J’en garde vraiment un bon souvenir de ce bouquin-là. C’était un vrai régal.
C’est sûr qu’on ne voit pas ça tous les jours !
Je pense qu’une intrigue policière trop compliquée aurait complètement paumé le lecteur. Ça m’a satisfait, personnellement…
Je ne demande pas forcément une intrigue plus compliquée, j’aurais simplement aimé aimé qu’elle soit mieux menée, notamment sur la fin, trop « miraculeusement didactique »…
Mais le reste est largement à la hauteur, et ça reste certainement un très bon bouquin.
Je suis en plein dedans. Comme d’habitude, China Miéville créé un univers riche et foisonnant dont la ville est le personnage principal. Une première incursion dans le polar très satisfaisante pour le moment !
Content de voir que tu aimes ça !
Effectivement, côté originalité de l’univers, Miéville s’impose comme un très grand !
Moins négatif que toi. Je trouve qu’arriver à faire tenir debout son postulat de départ est un exploit à soi seul
Effectivement, comme tu le disais, c’est un joli numéro d’équilibriste.
Il me fait de l’oeil depuis longtemps celui-là. Je me demande s’il est sorti en poche …
Pas encore, il me semble…
Moi j’adore les récits avec des villes étonnantes ! J’avais beaucoup aimé cette lecture
C’est sûr que c’est dépaysant ! De toutes façons, qu’on aime ou pas (mais globalement j’ai aimé hein !), ça reste un roman marquant.

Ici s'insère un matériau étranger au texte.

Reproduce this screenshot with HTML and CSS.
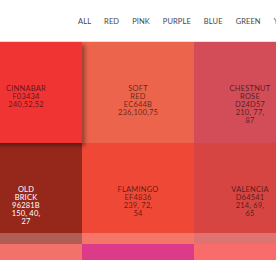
FILE: index.html
```html
<!DOCTYPE html>
<html lang="en">
<head>
    <meta charset="UTF-8">
    <meta name="viewport" content="width=device-width, initial-scale=1.0">
    <title>Reds</title>
    <link rel="stylesheet" href="styles.css">
</head>
<body>

<!-- Colour filter -->
<nav class="filters">
    <a href="#">All</a>
    <a href="#">Red</a>
    <a href="#">Pink</a>
    <a href="#">Purple</a>
    <a href="#">Blue</a>
    <a href="#">Green</a>
    <a href="#">Yellow</a>
</nav>

<!-- Swatches -->
<div class="swatches">
    <div class="swatch active" style="background: #F03434;">
        <p class="label">Cinnabar<br>F03434<br>240,52,52</p>
    </div>
    <div class="swatch" style="background: #EC644B;">
        <p class="label">Soft<br>Red<br>EC644B<br>236,100,75</p>
    </div>
    <div class="swatch" style="background: #D24D57;">
        <p class="label">Chestnut<br>Rose<br>D24D57<br>210, 77,<br>87</p>
    </div>
    <div class="swatch dark faded" style="background: #96281B;">
        <p class="label">Old<br>Brick<br>96281B<br>150, 40,<br>27</p>
    </div>
    <div class="swatch faded" style="background: #EF4836;">
        <p class="label">Flamingo<br>EF4836<br>239, 72,<br>54</p>
    </div>
    <div class="swatch faded" style="background: #D64541;">
        <p class="label">Valencia<br>D64541<br>214, 69,<br>65</p>
    </div>
    <div class="swatch" style="background: #F0726A;"></div>
    <div class="swatch" style="background: #DC3B8A;"></div>
    <div class="swatch" style="background: #F86C6C;"></div>
</div>

</body>
</html>
```

FILE: styles.css
```css
body {
    margin: 0;
    font-family: Lato, "Open Sans", sans-serif;
    background: #fff;
    overflow: hidden;
}

.filters {
    height: 42px;
    display: flex;
    align-items: center;
    gap: 13px;
    padding-left: 78px;
    padding-top: 1px;
    white-space: nowrap;
    border-bottom: 1px solid #f6dada;
    box-sizing: border-box;
}
.filters a {
    color: #444;
    text-decoration: none;
    text-transform: uppercase;
    font-size: 7.5px;
    letter-spacing: 0.1px;
}

.swatches {
    display: grid;
    grid-template-columns: repeat(3, 112px);
    grid-auto-rows: 101px;
    margin-left: -30px;
}

.swatch {
    position: relative;
    padding-top: 43px;
    box-sizing: border-box;
    text-align: center;
}
.swatch.active {
    z-index: 1;
    box-shadow: 3px 3px 4px rgba(0, 0, 0, 0.35);
}
/* lighter strip along the bottom */
.swatch.faded::after {
    content: "";
    position: absolute;
    left: 0;
    right: 0;
    bottom: 0;
    height: 11px;
    background: rgba(255, 255, 255, 0.25);
}

.label {
    margin: 0;
    font-size: 7.5px;
    line-height: 8px;
    letter-spacing: 0.2px;
    white-space: nowrap;
    text-transform: uppercase;
    color: rgba(0, 0, 0, 0.62);
}
.dark .label {
    color: #fff;
}
```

Je me suis laissé porté par l’ambiance et en garde un excellent souvenir.
Tout à fait compréhensible !
Du coup si je veux continuer à lire China Miéville, je ne commencerais ptêtre pas par celui-là ^^
On m’avait justement conseillé celui-ci, débarrassé des scories de ses romans antérieurs, comme quoi…
Je pense surtout que c’est que le polar n’est pas un genre que j’affectionne particulièrement. Ses oeuvres de fantasy me conviendront mieux je pense. A toi de voir ! 😉
Tu me donnes bien envie là. Et si tu es tenté, on se fait une LC de « Perdido street station ». J’ai le T1 en rayons.
J’ai les deux tomes dans ma PAL, ça peut se faire en début d’année 2013 ! 😉
J’avais oublié de te répondre. OK, on peut se caser cela début de l’année. Si tu veux, lance alors un sujet sur le forum de Planète SF, si j’avais d’autres veulent nous suivre.